Functions are one of the key high-level tools in programming so
it's nt suprising that novice programmers find a lot of ways to go
wrong! These may be technical erros or just using functions in the wrong way.
Here we have gathered a number of examples of the sorts of erros we often see.
| Wrong
| Right
|
#include <stdio.h>
void badfun(int val) {
val = 100 + val ;
}
int main() {
int val = 1;
printf("Was: %d\n", val);
badfun(val);
printf("Now: %d\n", val);
return 0;
}
Step through this code
|
#include <stdio.h>
int goodfun(int val) {
val = 100 + val ;
return val;
}
int main() {
int val = 1;
printf("Was: %d\n", val);
val = goodfun(val);
printf("Now: %d\n", val);
return 0;
}
Step through this code
|
In the incorrect example on the left the coder appears to think
that the function call inside
main() is "passing the variable val
to badfun()" so it can change it.
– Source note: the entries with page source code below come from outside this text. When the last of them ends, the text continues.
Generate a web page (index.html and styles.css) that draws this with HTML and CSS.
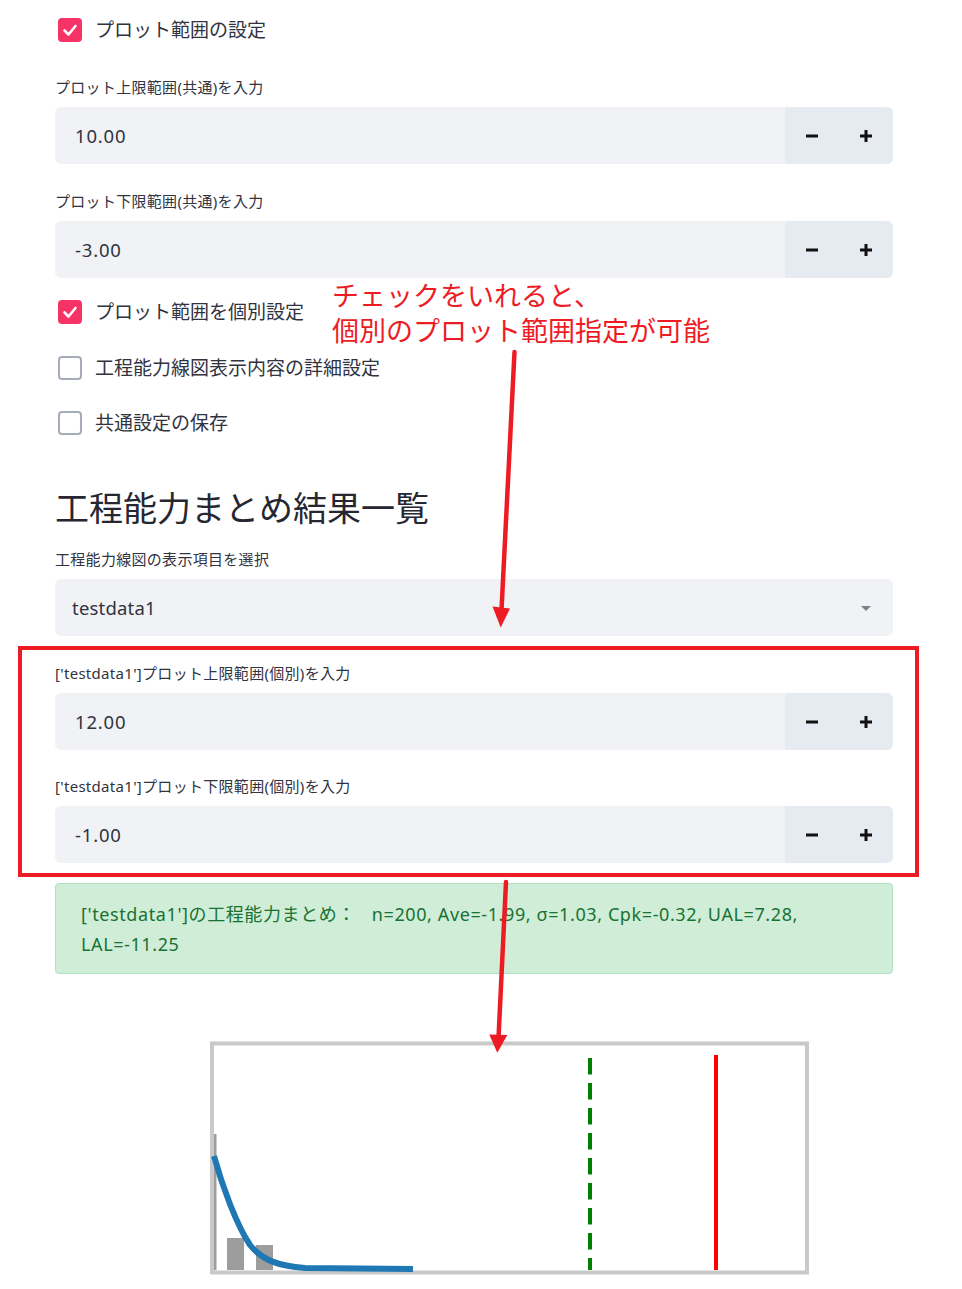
FILE: index.html
```html
<!DOCTYPE html>
<html lang="ja">
<head>
<meta charset="utf-8">
<title>工程能力まとめ</title>
<link rel="stylesheet" href="styles.css">
</head>
<body>
<main class="page">
  <div class="cb cb-first">
    <span class="box box-on"><svg viewBox="0 0 24 24" width="24" height="24"><polyline points="6.5,12.5 10.5,16.5 17.5,8" fill="none" stroke="#fff" stroke-width="2.6" stroke-linecap="round" stroke-linejoin="round"/></svg></span>
    <span class="cb-text">プロット範囲の設定</span>
  </div>

  <div class="field f-first">
    <div class="flabel">プロット上限範囲(共通)を入力</div>
    <div class="num">
      <div class="num-val">10.00</div>
      <div class="step"><svg viewBox="0 0 12 12" width="12" height="12"><rect x="0" y="4.5" width="12" height="3" fill="#111"/></svg></div>
      <div class="step"><svg viewBox="0 0 12 12" width="12" height="12"><rect x="0" y="4.5" width="12" height="3" fill="#111"/><rect x="4.5" y="0" width="3" height="12" fill="#111"/></svg></div>
    </div>
  </div>

  <div class="field f-gap">
    <div class="flabel">プロット下限範囲(共通)を入力</div>
    <div class="num">
      <div class="num-val">-3.00</div>
      <div class="step"><svg viewBox="0 0 12 12" width="12" height="12"><rect x="0" y="4.5" width="12" height="3" fill="#111"/></svg></div>
      <div class="step"><svg viewBox="0 0 12 12" width="12" height="12"><rect x="0" y="4.5" width="12" height="3" fill="#111"/><rect x="4.5" y="0" width="3" height="12" fill="#111"/></svg></div>
    </div>
  </div>

  <div class="cb cb-after">
    <span class="box box-on"><svg viewBox="0 0 24 24" width="24" height="24"><polyline points="6.5,12.5 10.5,16.5 17.5,8" fill="none" stroke="#fff" stroke-width="2.6" stroke-linecap="round" stroke-linejoin="round"/></svg></span>
    <span class="cb-text">プロット範囲を個別設定</span>
  </div>
  <div class="cb cb-next">
    <span class="box box-off"></span>
    <span class="cb-text">工程能力線図表示内容の詳細設定</span>
  </div>
  <div class="cb cb-next">
    <span class="box box-off"></span>
    <span class="cb-text">共通設定の保存</span>
  </div>

  <h2 class="heading">工程能力まとめ結果一覧</h2>

  <div class="field f-head">
    <div class="flabel">工程能力線図の表示項目を選択</div>
    <div class="select">
      <span class="select-val">testdata1</span>
      <svg class="caret" viewBox="0 0 10 5" width="10" height="5"><polygon points="0,0 10,0 5,5" fill="#7c808c"/></svg>
    </div>
  </div>

  <div class="field f-ind">
    <div class="flabel">['testdata1']プロット上限範囲(個別)を入力</div>
    <div class="num">
      <div class="num-val">12.00</div>
      <div class="step"><svg viewBox="0 0 12 12" width="12" height="12"><rect x="0" y="4.5" width="12" height="3" fill="#111"/></svg></div>
      <div class="step"><svg viewBox="0 0 12 12" width="12" height="12"><rect x="0" y="4.5" width="12" height="3" fill="#111"/><rect x="4.5" y="0" width="3" height="12" fill="#111"/></svg></div>
    </div>
  </div>

  <div class="field f-ind2">
    <div class="flabel">['testdata1']プロット下限範囲(個別)を入力</div>
    <div class="num">
      <div class="num-val">-1.00</div>
      <div class="step"><svg viewBox="0 0 12 12" width="12" height="12"><rect x="0" y="4.5" width="12" height="3" fill="#111"/></svg></div>
      <div class="step"><svg viewBox="0 0 12 12" width="12" height="12"><rect x="0" y="4.5" width="12" height="3" fill="#111"/><rect x="4.5" y="0" width="3" height="12" fill="#111"/></svg></div>
    </div>
  </div>

  <p class="success">['testdata1']の工程能力まとめ：&nbsp;&nbsp; n=200, Ave=-1.99, σ=1.03, Cpk=-0.32, UAL=7.28, LAL=-11.25</p>

  <div class="chart">
    <svg viewBox="205 1037 610 252" width="610" height="252">
      <rect x="212" y="1043.5" width="595" height="229" fill="#fff" stroke="#c9c9c9" stroke-width="4"/>
      <rect x="214" y="1134" width="2.5" height="136" fill="#9d9d9d"/>
      <rect x="227" y="1238" width="17" height="32" fill="#9d9d9d"/>
      <rect x="256" y="1245" width="17" height="25" fill="#9d9d9d"/>
      <path d="M214,1156 C222,1185 236,1224 250,1245 C262,1260 278,1266 305,1268 L413,1269" fill="none" stroke="#1f77b4" stroke-width="6"/>
      <line x1="590" y1="1058" x2="590" y2="1270" stroke="#008000" stroke-width="4" stroke-dasharray="16.5 8.5"/>
      <line x1="716" y1="1055" x2="716" y2="1270" stroke="#ff0000" stroke-width="4"/>
    </svg>
  </div>
</main>

<div class="note">チェックをいれると、<br>個別のプロット範囲指定が可能</div>
<div class="redbox"></div>
<svg class="arrows" viewBox="0 0 962 1289" width="962" height="1289">
  <line x1="514.5" y1="352" x2="501.5" y2="610" stroke="#ed1c24" stroke-width="4.5" stroke-linecap="round"/>
  <polygon points="492.5,606.5 510,608.5 500.7,627.5" fill="#ed1c24"/>
  <line x1="506" y1="882" x2="498.5" y2="1038" stroke="#ed1c24" stroke-width="4.5" stroke-linecap="round"/>
  <polygon points="489.3,1034.5 507.3,1035 497.3,1052.7" fill="#ed1c24"/>
</svg>
</body>
</html>
```

FILE: styles.css
```css
html, body {
  margin: 0;
  padding: 0;
  background: #ffffff;
}
body {
  position: relative;
  width: 962px;
  height: 1289px;
  overflow: hidden;
  font-family: "Noto Sans", "Noto Sans CJK JP", sans-serif;
  color: #31333f;
}
.page {
  padding: 0 69px 0 55px;
  display: flex;
  flex-direction: column;
}

/* checkboxes */
.cb {
  display: flex;
  align-items: center;
  align-self: flex-start;
  gap: 13px;
  height: 24px;
  padding-left: 3px;
}
.cb-first { margin-top: 18px; }
.cb-after { margin-top: 22px; }
.cb-next { margin-top: 31.5px; }
.box {
  width: 24px;
  height: 24px;
  box-sizing: border-box;
  border-radius: 4px;
  flex: none;
  display: flex;
}
.box-on { background: #f63366; }
.box-off { border: 2px solid #a6abb9; background: #fff; }
.cb-text {
  font-size: 19px;
  line-height: 24px;
  color: #31333f;
}

/* fields */
.field { display: flex; flex-direction: column; }
.f-first { margin-top: 35px; }
.f-gap { margin-top: 27px; }
.f-head { margin-top: 19px; }
.f-ind { margin-top: 27px; }
.f-ind2 { margin-top: 26px; }
.flabel {
  align-self: flex-start;
  font-size: 15px;
  line-height: 20px;
  letter-spacing: 0.3px;
  margin-bottom: 10px;
  color: #31333f;
}
.num {
  display: flex;
  height: 57px;
  border-radius: 6px;
  overflow: hidden;
  background: #f0f2f6;
}
.num-val {
  flex: 1;
  display: flex;
  align-items: center;
  padding-left: 20px;
  font-size: 18.5px;
  letter-spacing: 0.8px;
  color: #31333f;
}
.step {
  width: 54px;
  background: #e6eaf1;
  display: flex;
  align-items: center;
  justify-content: center;
}
.select {
  display: flex;
  align-items: center;
  justify-content: space-between;
  height: 57px;
  border-radius: 6px;
  background: #f0f2f6;
  padding: 0 22px 0 17px;
}
.select-val {
  font-size: 18.5px;
  letter-spacing: 0.2px;
  color: #31333f;
}
.caret { margin-top: 1px; }

/* heading */
.heading {
  margin: 51px 0 0 0;
  align-self: flex-start;
  font-size: 34px;
  line-height: 44px;
  font-weight: 400;
  color: #262730;
}

/* success message */
.success {
  margin: 20px 0 0 0;
  height: 91px;
  box-sizing: border-box;
  padding: 15px 24px 0 25px;
  background: #d0edd7;
  border: 1px solid #b3e0c0;
  border-radius: 4px;
  color: #177233;
  font-size: 18px;
  line-height: 30px;
  letter-spacing: 0.6px;
}

/* chart */
.chart {
  margin-top: 63px;
  margin-left: 150px;
  width: 610px;
  height: 252px;
}
.chart svg { display: block; }

/* annotations */
.note {
  position: absolute;
  left: 332px;
  top: 278px;
  font-size: 27px;
  line-height: 35px;
  color: #ed1c24;
  white-space: nowrap;
}
.redbox {
  position: absolute;
  left: 18px;
  top: 646px;
  width: 901px;
  height: 231px;
  box-sizing: border-box;
  border: 4px solid #ed1c24;
}
.arrows {
  position: absolute;
  left: 0;
  top: 0;
  pointer-events: none;
}
```
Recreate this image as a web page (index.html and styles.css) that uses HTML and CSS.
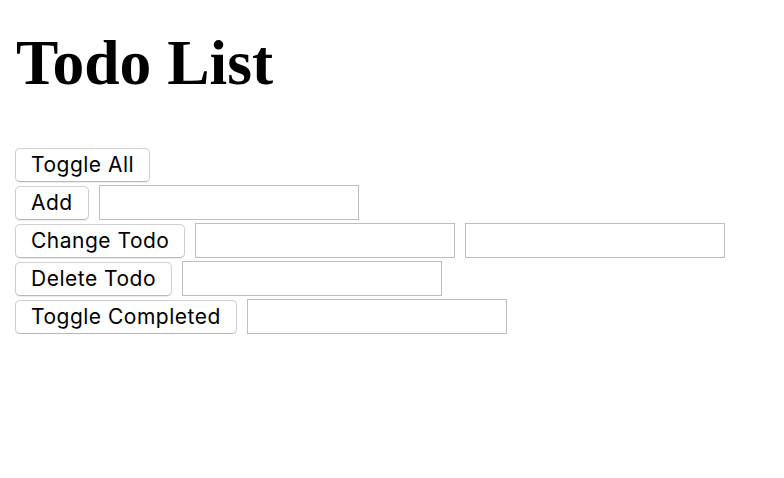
FILE: index.html
```html
<!DOCTYPE html>
<html>
<head>
<meta charset="utf-8">
<title>Todo List</title>
<link rel="stylesheet" href="styles.css">
</head>
<body>
<h1 class="title">Todo List</h1>
<div class="controls">
  <div class="row"><button class="btn">Toggle All</button></div>
  <div class="row"><button class="btn">Add</button><input class="field" type="text"></div>
  <div class="row"><button class="btn">Change Todo</button><input class="field" type="text"><input class="field" type="text"></div>
  <div class="row"><button class="btn">Delete Todo</button><input class="field" type="text"></div>
  <div class="row"><button class="btn">Toggle Completed</button><input class="field" type="text"></div>
</div>
</body>
</html>
```
FILE: styles.css
```css
html, body {
  margin: 0;
  padding: 0;
  background: #ffffff;
}
body {
  padding: 0 15px;
  font-family: "Liberation Serif", serif;
}
.title {
  font-family: "Liberation Serif", "Times New Roman", serif;
  font-weight: bold;
  font-size: 63.5px;
  line-height: 69px;
  margin: 28px 0 50px;
  padding-left: 1px;
  color: #000;
}
.controls {
  display: flex;
  flex-direction: column;
  gap: 3px;
}
.row {
  display: flex;
  align-items: center;
  gap: 10px;
  height: 35px;
}
.btn {
  box-sizing: border-box;
  height: 34px;
  margin: 0;
  padding: 0 15px;
  font-family: Inter, "Liberation Sans", sans-serif;
  font-size: 21px;
  letter-spacing: 0.5px;
  color: #000;
  background: #ffffff;
  border: 1px solid #cfcfcf;
  border-bottom-color: #b8b8b8;
  border-radius: 5px;
  box-shadow: 0 1px 1px rgba(0, 0, 0, 0.08);
  white-space: nowrap;
}
.field {
  box-sizing: border-box;
  width: 260px;
  height: 35px;
  margin: 0;
  padding: 0 4px;
  border: 1px solid #bdbdbd;
  border-radius: 0;
  background: #fff;
  font-size: 20px;
}
```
What is actually happening is
that the function call is calculating the value
of the mathematical expression val and passing that value to
badfun(). The fact that the two variables have
the same name has no significance.
The second, correct, example can be thought of as "pass the old
value of val to goodfun() for it to calculate the
new value and return it back to main()".
The sole purpose of parameters is to pass in a value which the function
needs to do its job and which it cannot calculate for itself. Do
not use them just to create local variables:
| Wrong
| Right
|
#include <stdio.h>
double mypow(double val, int expo, double result) {
result = 1.0;
if (val == 0.0 && expo < 0 ) {
printf("WARNING: ...\n");
return 0.0;
}
while (expo > 0) {
result = result * val;
expo = expo - 1;
}
while (expo < 0) {
result = result / val;
expo = expo + 1;
}
return result;
}
|
#include <stdio.h>
double mypow(double val, int expo) {
double result = 1.0;
if (val == 0.0 && expo < 0 ) {
printf("WARNING: 0and -ive\n");
return 0.0;
}
while (expo > 0) {
result = result * val;
expo = expo - 1;
}
while (expo < 0) {
result = result / val;
expo = expo + 1;
}
return result;
}
|
| Typical incorrect call:
| Typical correct call:
|
x = mypow(8.3, 4, 0.0);
|
x = mypow(8.3, 4);
| Explanation
In the first, incorrect, example we pass in the value 0.0 into
mypow() via the parameter (local variable)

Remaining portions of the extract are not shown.